Bernard Marx who is about to lose his job because he is different (vary different) form those around him, decides to take a vacation to visit the Zuni's. There he meets a misplaced person named John. Together with the help of Bernard's friend Henry they intend to change the world. So they find out the world is incapable of changing.

We get an Ayn Rand type speech from Mustapha Mond one of the world controllers' that helps you realize that in this brave new world the three friends are the anomaly. How can this enigma be solved?
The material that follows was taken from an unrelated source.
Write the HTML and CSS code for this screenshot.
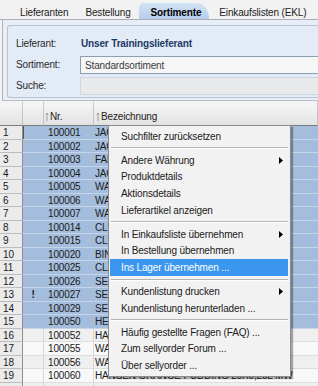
FILE: index.html
```html
<!DOCTYPE html>
<html lang="de">
<head>
<meta charset="UTF-8" />
<title>Sortimente</title>
<link rel="stylesheet" href="styles.css">
</head>
<body>

<div class="tabs">
  <span class="tab">Lieferanten</span>
  <span class="sep"></span>
  <span class="tab">Bestellung</span>
  <span class="tab on">Sortimente</span>
  <span class="tab">Einkaufslisten (EKL)</span>
  <span class="sep"></span>
</div>

<div class="panel">
  <div class="box">
    <div class="feld"><span class="lbl">Lieferant:</span><span class="wert">Unser Trainingslieferant</span></div>
    <div class="feld"><span class="lbl">Sortiment:</span><div class="eingabe">Standardsortiment</div></div>
    <div class="feld"><span class="lbl">Suche:</span><div class="eingabe leer"></div></div>
  </div>
</div>

<div class="tabelle">
  <div class="zeile gruppe"><span class="rn"></span><span class="mk"></span><span class="nr"></span><span class="bz"></span></div>
  <div class="zeile kopf">
    <span class="rn"></span><span class="mk"></span>
    <span class="nr"><svg class="sort" width="4" height="9" viewBox="0 0 4 9"><path d="M2 9V1M0.5 2.5L2 1L3.5 2.5" fill="none" stroke="#8a8a8a" stroke-width="0.8"/></svg>Nr.</span>
    <span class="bz"><svg class="sort" width="4" height="9" viewBox="0 0 4 9"><path d="M2 9V1M0.5 2.5L2 1L3.5 2.5" fill="none" stroke="#8a8a8a" stroke-width="0.8"/></svg>Bezeichnung</span>
  </div>
  <div class="zeile sel"><span class="rn">1</span><span class="mk fokus"></span><span class="nr">100001</span><span class="bz">JACOBS KRÖNUNG 500G</span></div>
  <div class="zeile sel"><span class="rn">2</span><span class="mk"></span><span class="nr">100002</span><span class="bz">JACOBS MEDAILLE 500G</span></div>
  <div class="zeile sel"><span class="rn">3</span><span class="mk"></span><span class="nr">100003</span><span class="bz">FANTA ORANGE 24X0,33L</span></div>
  <div class="zeile sel"><span class="rn">4</span><span class="mk"></span><span class="nr">100004</span><span class="bz">JACOBS CAFÉ CREMA 1KG</span></div>
  <div class="zeile sel"><span class="rn">5</span><span class="mk"></span><span class="nr">100005</span><span class="bz">WASA KNÄCKEBROT 275G</span></div>
  <div class="zeile sel"><span class="rn">6</span><span class="mk"></span><span class="nr">100006</span><span class="bz">WASA SESAM 200G</span></div>
  <div class="zeile sel"><span class="rn">7</span><span class="mk"></span><span class="nr">100007</span><span class="bz">WASA VOLLKORN 260G</span></div>
  <div class="zeile sel"><span class="rn">8</span><span class="mk"></span><span class="nr">100014</span><span class="bz">CLUB MATE 20X0,5L</span></div>
  <div class="zeile sel"><span class="rn">9</span><span class="mk"></span><span class="nr">100015</span><span class="bz">CLUB MATE ICE T 20X0,5L</span></div>
  <div class="zeile sel"><span class="rn">10</span><span class="mk"></span><span class="nr">100020</span><span class="bz">BINDING LAGER 20X0,5L</span></div>
  <div class="zeile sel"><span class="rn">11</span><span class="mk"></span><span class="nr">100025</span><span class="bz">CLAUSTHALER 24X0,33L</span></div>
  <div class="zeile sel"><span class="rn">12</span><span class="mk"></span><span class="nr">100026</span><span class="bz">SEITENBACHER MÜSLI 750G</span></div>
  <div class="zeile sel"><span class="rn">13</span><span class="mk">!</span><span class="nr">100027</span><span class="bz">SEITENBACHER CRUNCH 750G</span></div>
  <div class="zeile sel"><span class="rn">14</span><span class="mk"></span><span class="nr">100029</span><span class="bz">SEITENBACHER NUSS 500G</span></div>
  <div class="zeile sel"><span class="rn">15</span><span class="mk"></span><span class="nr">100050</span><span class="bz">HENKELL TROCKEN 0,75L</span></div>
  <div class="zeile"><span class="rn">16</span><span class="mk"></span><span class="nr">100052</span><span class="bz">HANSEN SCHORLE 20X0,5L</span></div>
  <div class="zeile hell"><span class="rn">17</span><span class="mk"></span><span class="nr">100055</span><span class="bz">WARSTEINER 20X0,5L</span></div>
  <div class="zeile"><span class="rn">18</span><span class="mk"></span><span class="nr">100056</span><span class="bz">WARSTEINER ALKOHOLFREI</span></div>
  <div class="zeile hell"><span class="rn">19</span><span class="mk"></span><span class="nr">100060</span><span class="bz">HANSEN ORANGE PUDDING 20X0,25L MW</span></div>
  <div class="zeile"><span class="rn"></span><span class="mk"></span><span class="nr"></span><span class="bz"></span></div>
</div>

<div class="menue">
  <div class="punkt">Suchfilter zurücksetzen</div>
  <div class="trenner"></div>
  <div class="punkt">Andere Währung<svg class="pfeil" width="4" height="7" viewBox="0 0 4 7"><path d="M0 0L4 3.5L0 7Z"/></svg></div>
  <div class="punkt">Produktdetails</div>
  <div class="punkt">Aktionsdetails</div>
  <div class="punkt">Lieferartikel anzeigen</div>
  <div class="trenner"></div>
  <div class="punkt">In Einkaufsliste übernehmen<svg class="pfeil" width="4" height="7" viewBox="0 0 4 7"><path d="M0 0L4 3.5L0 7Z"/></svg></div>
  <div class="punkt">In Bestellung übernehmen</div>
  <div class="punkt aktiv">Ins Lager übernehmen ...</div>
  <div class="trenner"></div>
  <div class="punkt">Kundenlistung drucken<svg class="pfeil" width="4" height="7" viewBox="0 0 4 7"><path d="M0 0L4 3.5L0 7Z"/></svg></div>
  <div class="punkt">Kundenlistung herunterladen ...</div>
  <div class="trenner"></div>
  <div class="punkt">Häufig gestellte Fragen (FAQ) ...</div>
  <div class="punkt">Zum sellyorder Forum ...</div>
  <div class="punkt">Über sellyorder ...</div>
</div>

</body>
</html>
```

FILE: styles.css
```css
body { margin:0; width:318px; height:386px; overflow:hidden; position:relative; background:#f2f2f2; color:#1a1a1a; font-family:"Liberation Sans", Arial, sans-serif; font-size:10px; letter-spacing:-0.15px; }

/* Reiter */
.tabs { height:19px; border-bottom:1px solid #a6afba; display:flex; align-items:flex-end; padding-left:20px; }
.tab { height:16px; line-height:20px; white-space:nowrap; color:#222; }
.tab.on { margin:0 10px 0 8px; padding:0 8px 0 12px; background:linear-gradient(#d3e3f5, #b5cdec); border-radius:5px 12px 0 0 / 5px 16px 0 0; font-weight:bold; color:#000; }
.sep { width:1px; height:13px; margin:0 7px 1px 10px; background:#c6c6c6; transform:skewX(18deg); }

/* Kopfbereich */
.panel { height:81px; box-sizing:border-box; margin-left:2px; padding:5px 0 0 4px; border-left:1px solid #aab5c2; border-bottom:1px solid #b4bec9; background:#e8eef7; }
.box { height:73px; box-sizing:border-box; padding-top:7px; border:1px solid #b8c3d0; border-right:none; border-radius:3px 0 0 3px; background:#e3ebf6; }
.feld { display:flex; align-items:center; height:21px; }
.lbl { width:64px; padding-left:8px; color:#2a2a2a; }
.wert { margin-left:1px; font-weight:bold; color:#1c3a68; }
.eingabe { flex:1; height:18px; line-height:18px; box-sizing:border-box; padding-left:4px; margin-right:-2px; border:1px solid #8e9eb2; background:#f6f6f6; color:#3a3a3a; }
.eingabe.leer { border-color:#cfd5dc; background:#e8e9ea; }

/* Tabelle */
.zeile { display:flex; height:13.5px; line-height:13.5px; white-space:nowrap; }
.zeile span { box-sizing:border-box; height:100%; overflow:hidden; }
.rn { width:23px; flex:none; padding-left:3px; background:#ebebeb; border-right:1px solid #8f8f8f; border-bottom:1px solid #bdbdbd; }
.mk { width:21px; flex:none; text-align:center; font-weight:bold; border-right:1px solid #d6d6d6; }
.nr { width:50px; flex:none; padding-left:4px; border-right:1px solid #d6d6d6; }
.bz { flex:1; padding-left:1px; }
.zeile .mk, .zeile .nr, .zeile .bz { background:#efefef; border-bottom:1px solid #dedede; }
.zeile.hell .mk, .zeile.hell .nr, .zeile.hell .bz { background:#f8f8f8; }
.zeile.sel .mk, .zeile.sel .nr, .zeile.sel .bz { background:#a4bddc; border-bottom-color:#c6d5e8; border-right-color:#a4bddc; }
.zeile.sel .mk.fokus { box-shadow:inset 1px 0 0 #555; }

.zeile.gruppe { height:7px; }
.zeile.gruppe span { background:#f3f3f3; border-bottom:none; border-right:1px solid #cdcdcd; }
.zeile.kopf { height:18px; line-height:18px; }
.zeile.kopf span { background:linear-gradient(#f1f1f1, #e2e2e2); border-bottom:1px solid #7d7d7d; border-right:1px solid #c2c2c2; color:#222; }
.zeile.kopf .nr { padding-left:1px; }
.zeile.kopf .bz { padding-left:2px; }
.sort { margin-right:1px; vertical-align:-1px; }

/* Kontextmenü */
.menue { position:absolute; left:108px; top:125px; width:183px; box-sizing:border-box; padding:2px 2px 2px 1px; border:1px solid #8c8c8c; background:#f2f2f2; box-shadow:2px 2px 1px rgba(0,0,0,0.32); }
.punkt { display:flex; align-items:center; height:16.6px; padding-left:11px; white-space:nowrap; color:#1a1a1a; }
.punkt.aktiv { background:#3a96ee; color:#fff; }
.pfeil { margin-left:auto; margin-right:5px; fill:#000; }
.trenner { height:0; margin:2.75px 0 2.75px 1px; border-top:1px solid #b3b3b3; border-bottom:1px solid #fff; }
```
Do not forget to watch the 1998 movie version with Leonard Nimoy as Mustapha Mond.
Brave New World     
This book is a classic and for very good reason. It has some powerful themes and is written in such a gripping way that you can't put the book down until you've finished. It doesn't have the darker, totalitarian, hyper-surveillance overtones of Orwells '1984', but gives an equally disturbing view of the future. The ideas of social conditioning and recreational drugs are especially chilling and makes you look at the world around you in a whole new light. I found the ending a touch lack lustre (hence the four stars), but the journey getting there is marvelous and will make you uncomfortable at times as you consider what life you'd prefer, the drugged easy utopia ,or the feeling savage lands. I guess that's a debate that we ask ourselves spiritually or in our everyday lives to some degree anyway, (simply getting by or feeling deeply and rocking the boat). This book is just an amplification of that. Overall a great read, with stirring themes that will play on your mind for some time to come and well worth the time taken to read it. One of those books that leaves your life richer for having read it.
Outstanding and very readable     
This is a genuine classic that explores the nature of liberty and happiness and how they are not necessarily part of the same equation. The foreword of the Huxley centenary edition explains how Huxley's own ambivalence towards the vision he describes is reflected in the novel and this is borne out by a lightness of touch in the way the society is described; this is no straight down the line condemnation of miserable totalitarianism as is Orwell's 1984, the classic to which it is always compared. The society described here undoubtedly has many attractions, especially for the privileged Alpha and Beta classes. The hedonism invites comparisons to the Earth of Logan's Run rather than that of 1984, except for the absence of compulsory euthanasia in Huxley's U(Dis)topia. A wonderful novel and very easy to read.
a great book     
This book is often seen as a warning about what society might become. And as with any good books, there is much truth in it - many of the concepts that underpin this society are to be found within our own. It is just that the author gives them a little twist, puts them together in new ways. If one only reads this expecting a warning, you are missing something (though given Mr Huxley's increasing lack of optimism about humanity's future, this is possibly not intended!) - for even in the Brave New World of fear and excessive control the unexpected happens, chance creeps in. The whole society is geered towards making people be happy, a process of control that begins before birth - yet people regularly feel the need to take drugs to keep the misery at bay. Part of the earth is not under 'civilized' control. Enough people break their 'programming' for it to be necesary to remove them from society. Mistakes happen during the 'bottle' stage, causing defective adults to grow from the embryo. It's a comforting truth in the context of the society put forward here that where humans are involved, chance cannot be removed.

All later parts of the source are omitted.